In March 1814 the Allies entered Paris, and thanks to Talleyrand’s negotiations the restoration of the Bourbons was effected, Louis XVIII. entering Paris on the 2nd of May 1814, after issuing the declaration of St Ouen, in which he promised to grant the nation a constitution (octroyer une charte). He was now nearly sixty, wearied by adversity, and a sufferer from gout and obesity. But though clear-sighted, widely read and a good diplomatist, his impressionable and sentimental nature made him too subject to personal and family influences. His concessions to the reactionary and clerical party of the émigrés, headed by the comte d’Artois and the duchesse d’Angoulême, aroused suspicions of his loyalty to the constitution, the creation of his Maison militaire alienated the army, and the constant presence of Blacas made the formation of a united ministry impossible. After the Hundred Days, during which the king was forced to flee to Ghent, the dismissal of Blacas was made one of the conditions of his second restoration. On the 8th of July he again entered Paris, “in the baggage train of the allied armies,” as his enemies said, but in spite of this was received with the greatest enthusiasm[2] by a people weary of wars and looking for constitutional government. He was forced to retain Talleyrand and Fouché in his first ministry, but took the first opportunity of ridding himself of them when the elections of 1815 assured him of a strong royalist majority in the chamber (the chambre introuvable, a name given it by Louis himself). At this time he came into contact with the young comte (afterwards duc) Decazes, prefect of the police under Fouché, and minister of police in Richelieu’s ministry, who now became his favourite and gained his entire confidence (see E. Daudet, Louis XVIII. et le duc Decazes).
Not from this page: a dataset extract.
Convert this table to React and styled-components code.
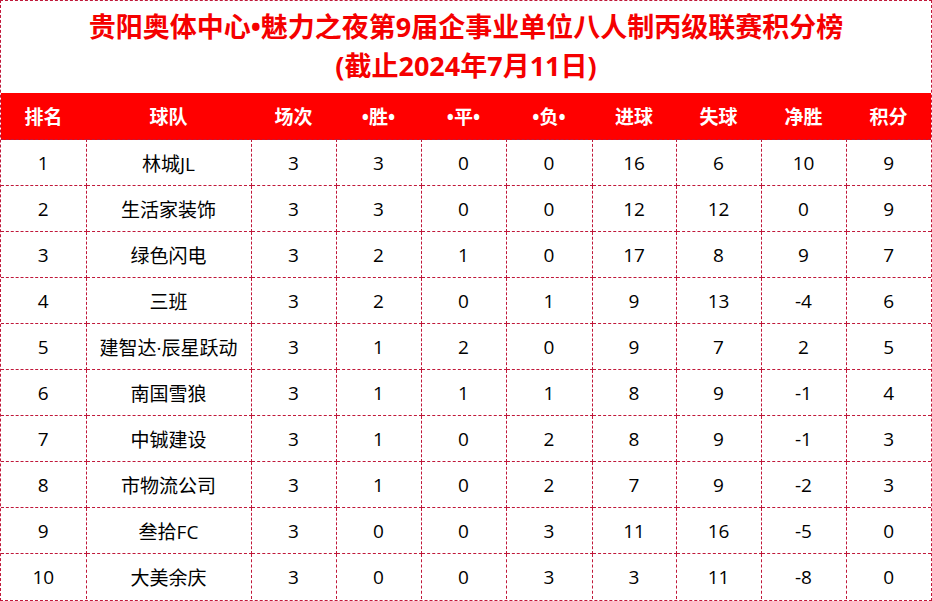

Having obtained a ministry in which he could trust, having as members the duc de Richelieu and Decazes, the king now gave it his loyal support and did his best to shield his ministers from the attacks of the royal family. In September 1816, alarmed at the violence of the chambre introuvable, he was persuaded to dissolve it. An attempt on the part of the Ultras to regain their ascendancy over the king, by conniving at the sudden return of Blacas from Rome to Paris,[3] ended in failure.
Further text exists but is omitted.